Tic tac. Tic…tac… Tic…
Cayeron los párpados con lentitud, como negándose a hacerlo. Un rumor confuso dentro del cerebro daba órdenes contradictorias: abrirlos y seguir; cerrarlos y entregarse.
Tic… tac…
De una cara estaba lo bullente, lo vertiginoso, lo apasionante de la vida; detrás, la entrega inerme.
—¡Abrí los ojos! ¡No te vayas, volvé!
Doris escuchaba la voz del médico que la urgía a levantar los párpados. Las imágenes danzaban alocadas,pasaban raudas ante sus ojos semiabiertos: las caricias de su padre, el nacimiento de sus hijos,…
Tic tac. Tic tac.
—¡Vamos, Doris! Un esfuerzo más
Las imágenes rodaban, se atropellaban; las había luminosas, descoloridas; lágrimas, lágrimas, muchas lágrimas. Otras se rebelaban a concretarse en forma y color. La mujer pasaba revista a su vida. Suspiró.
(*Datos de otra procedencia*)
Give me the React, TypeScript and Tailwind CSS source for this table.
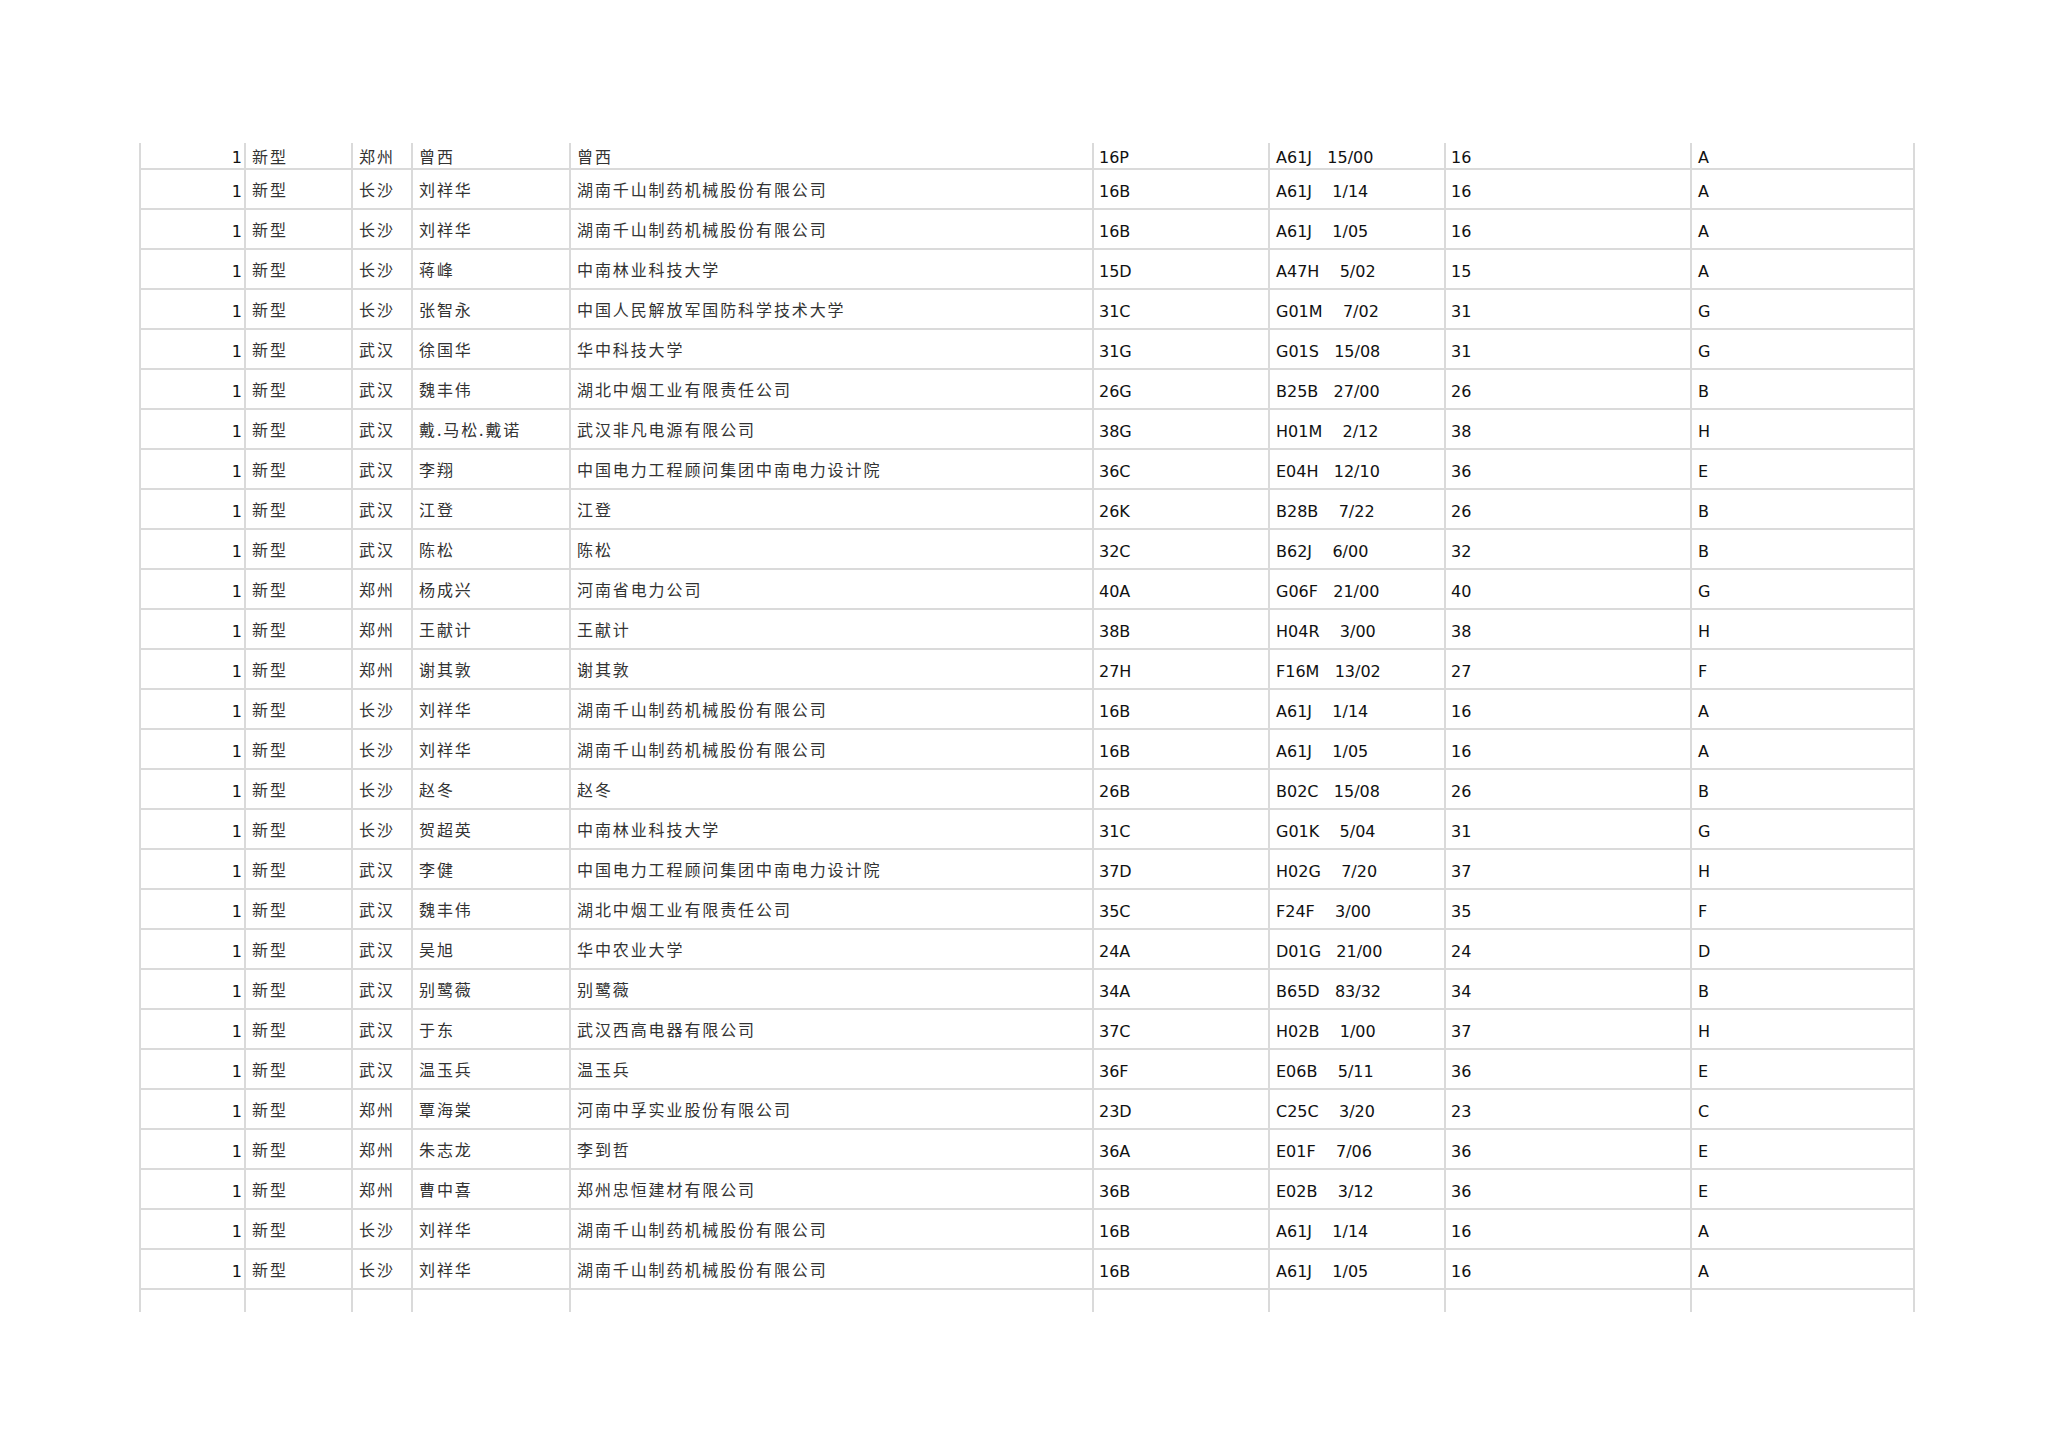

—Está volviendo; esperemos.
Tic tac. Tic tac.
Segundos que valían por la eternidad. Un instante. Una mínima fracción de segundo para decidir si alzaba los párpados o no.
Tic tac. Tic tac. Tic tac. Tic... tac...Tic...
El médico, que no despegaba sus ojos de los de ella ni sus manos prestas a la resucitación cardiopulmonar, vio de pronto sólo la esclerótica ocupar las cuencas oculares. Ni un estertor ni un suspiro ni la exhalación final. Doris se fue llevándose todo consigo.
Juan arrojó el reloj por la ventana del departamento. En su incredulidad e impotencia pateó muebles, puertas y paredes. No gritó, ni siquiera habló. La muerte de Doris lo dejaba perplejo y desairado a la vez. Morirse así, en unos minutos, sin que mediara circunstancia previa…Al fin ¿quién se creía que era? Irse al otro mundo sin haber pensado en él.
Que se ocuparan los hijos de los trámites del sepelio, que la sepultaran donde quisieran o la cremaran pero ni de sus cenizas se ocuparía. Dejarlo así… No era justo. ¿Quién se ocuparía de sus menesteres ahora? Así…tan repentinamente.
Salió del departamento, ante la mirada de los demás, sin pronunciar palabra. Que lo miraran, nomás. Caminó sin rumbo. La tarde estaba linda, serena. Por un instante creyó ver que Doris se le acercaba; la rechazó con el pensamiento. Él haría su vida.
Los hijos la sepultaron. Lloraron más pensando en todos los disgustos que había pasado su madre que por su muerte. Al fin, para ella había sido una liberación. La historia había sido demasiado cruda; había puesto el punto final con su deceso. Ellos estaban tranquilos a pesar de su ausencia inexorable; de todos modos, no habría regreso para segundo intento.
Ninguno quiso buscar a su padre. Andaría por ahí, cerca, lejos, no querían saberlo. Hombre bueno pero déspota. No querían convertirse en sus nuevas víctimas. Por el momento dejarían las relaciones parentales en ese estado; luego verían.
Juan retomó de inmediato su trabajo, su rutina de vida. Apenas agradecía las condolencias por mera cortesía y de inmediato cambiaba el tema. Doris era pasado. Doris era inexistente, no podía dedicarle ni un segundo de su presente. Ella lo había dejado, había decidido morirse en lugar de acompañarlo, sostenerlo en la concreción de sus proyectos. No existía. Él atendía su presente, su camino trazado. Llegó a olvidar que había estado casado. Al fin, “nadie se muere de soledad”, afirmaba.
Pasaba el tiempo e iba deglutiendo todas las circunstancias que le vida le ofrecía, siempre solo. Se las apañaba. No se lo veía con nadie, convencido como estaba de que jamás sería comprendido.
Tic tac. Tic…tac… Tic…
Cuando Juan no pudo levantar más los párpados, nadie se enteró.